The competition among so many young players in the system operated as a kind of natural selection, and it kept constant pressure on the veterans at the top. Rickey, as Enos Slaughter once said, "would go into the vault to get you a nickel change." He was able to bully and bluff major-leaguers, bound by the reserve clause, into absurd salaries. the minor-leaguers could be left on the farms until, as Rickey liked to say, they "ripened into money."

When Gardner was in Rickey's Dodgers system, his first club, the Montreal Royals, was one of three Triple-A clubs the organization owned. For every major-leaguer the system produced, it spat out hundreds of losers. The structure of the league has changed in the years since -- now, the job of spitting out losers is more and more outsourced to colleges and Latin American countries -- but the results are similar.

The sins of those who push the American sports creed are not sins of commission. Sports produce innumerable inspirational stories and achievements. The pressures of sports has the potential to turn coal into diamonds. But we so often ignore those crushed to dust in the process, left without a functioning life, left without living wages, left without life skills or an education, left with nothing but a varsity letter certificate.

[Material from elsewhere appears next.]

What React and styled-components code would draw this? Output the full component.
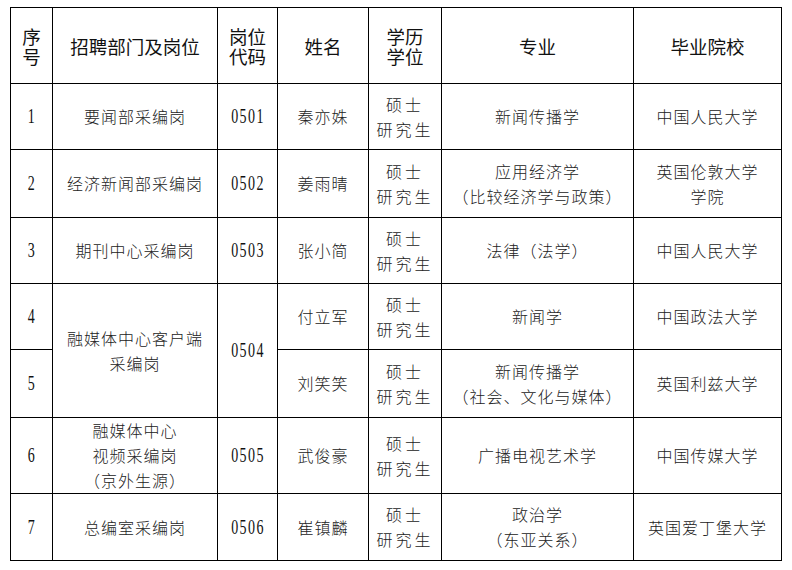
import React from "react";
import styled, { createGlobalStyle } from "styled-components";

const Global = createGlobalStyle`
  html, body { margin: 0; padding: 0; background: #fff; }
  body { font-family: "Noto Sans CJK SC", "Noto Sans", sans-serif; }
`;

const Page = styled.div`
  padding: 7px 0 0 10px;
`;

const Table = styled.table`
  border-collapse: collapse;
  table-layout: fixed;
  width: 772px;
`;

const Col = styled.col`
  width: ${(p) => p.$w}px;
`;

const HeadRow = styled.tr`
  height: 76px;
`;

const Row = styled.tr`
  height: ${(p) => p.$h}px;
`;

const Th = styled.th`
  border: 1.5px solid #000;
  padding: 0;
  font-family: "Noto Sans CJK SC", sans-serif;
  font-weight: 400;
  font-size: 18.5px;
  line-height: 20px;
  color: #111;
  text-align: center;
  vertical-align: middle;
`;

const Td = styled.td`
  border: 1.5px solid #000;
  padding: 0;
  font-family: "Noto Sans CJK SC", sans-serif;
  font-weight: 300;
  font-size: 16px;
  line-height: 25px;
  letter-spacing: 1px;
  color: #222;
  text-align: center;
  vertical-align: middle;
`;

const Num = styled.span`
  display: inline-block;
  font-family: "Liberation Serif", serif;
  font-size: 20px;
  letter-spacing: 2px;
  transform: scaleX(0.7);
  color: #111;
`;

const Line = styled.div`
  white-space: nowrap;
  letter-spacing: ${(p) => p.$ls || 1}px;
`;

const cols = [42, 165, 60, 91, 73, 192, 148];

const Multi = ({ lines, ls }) =>
  lines.map((l, i) => (
    <Line key={i} $ls={ls}>
      {l}
    </Line>
  ));

const Degree = () => <Multi lines={["硕士", "研究生"]} ls={3} />;

export default function App() {
  return (
    <>
      <Global />
      <Page>
        <Table>
          <colgroup>
            {cols.map((w, i) => (
              <Col key={i} $w={w} />
            ))}
          </colgroup>
          <thead>
            <HeadRow>
              <Th><div>序</div><div>号</div></Th>
              <Th>招聘部门及岗位</Th>
              <Th><div>岗位</div><div>代码</div></Th>
              <Th>姓名</Th>
              <Th><div>学历</div><div>学位</div></Th>
              <Th>专业</Th>
              <Th>毕业院校</Th>
            </HeadRow>
          </thead>
          <tbody>
            <Row $h={66}>
              <Td><Num>1</Num></Td>
              <Td>要闻部采编岗</Td>
              <Td><Num>0501</Num></Td>
              <Td>秦亦姝</Td>
              <Td><Degree /></Td>
              <Td>新闻传播学</Td>
              <Td>中国人民大学</Td>
            </Row>
            <Row $h={68}>
              <Td><Num>2</Num></Td>
              <Td>经济新闻部采编岗</Td>
              <Td><Num>0502</Num></Td>
              <Td>姜雨晴</Td>
              <Td><Degree /></Td>
              <Td><Multi lines={["应用经济学", "（比较经济学与政策）"]} /></Td>
              <Td><Multi lines={["英国伦敦大学", "学院"]} /></Td>
            </Row>
            <Row $h={66}>
              <Td><Num>3</Num></Td>
              <Td>期刊中心采编岗</Td>
              <Td><Num>0503</Num></Td>
              <Td>张小简</Td>
              <Td><Degree /></Td>
              <Td>法律（法学）</Td>
              <Td>中国人民大学</Td>
            </Row>
            <Row $h={66}>
              <Td><Num>4</Num></Td>
              <Td rowSpan={2}><Multi lines={["融媒体中心客户端", "采编岗"]} /></Td>
              <Td rowSpan={2}><Num>0504</Num></Td>
              <Td>付立军</Td>
              <Td><Degree /></Td>
              <Td>新闻学</Td>
              <Td>中国政法大学</Td>
            </Row>
            <Row $h={68}>
              <Td><Num>5</Num></Td>
              <Td>刘笑笑</Td>
              <Td><Degree /></Td>
              <Td><Multi lines={["新闻传播学", "（社会、文化与媒体）"]} /></Td>
              <Td>英国利兹大学</Td>
            </Row>
            <Row $h={76}>
              <Td><Num>6</Num></Td>
              <Td><Multi lines={["融媒体中心", "视频采编岗", "（京外生源）"]} /></Td>
              <Td><Num>0505</Num></Td>
              <Td>武俊豪</Td>
              <Td><Degree /></Td>
              <Td>广播电视艺术学</Td>
              <Td>中国传媒大学</Td>
            </Row>
            <Row $h={67}>
              <Td><Num>7</Num></Td>
              <Td>总编室采编岗</Td>
              <Td><Num>0506</Num></Td>
              <Td>崔镇麟</Td>
              <Td><Degree /></Td>
              <Td><Multi lines={["政治学", "（东亚关系）"]} /></Td>
              <Td>英国爱丁堡大学</Td>
            </Row>
          </tbody>
        </Table>
      </Page>
    </>
  );
}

Sporting glory and accomplishment should be celebrating, and raucously. But there are so many indications that our sporting culture fails to deal with loss, defeat and failure, like the use of the Hall of Fame as a punishment or the constant cultural fixation on "the glory days." We forget that there is no star without those who try and fail to reach his level. There might be no better indication than Bruce Gardner's darkly symbolic suicide, a story that starkly shows what can happen when we do not value those who try yet fail.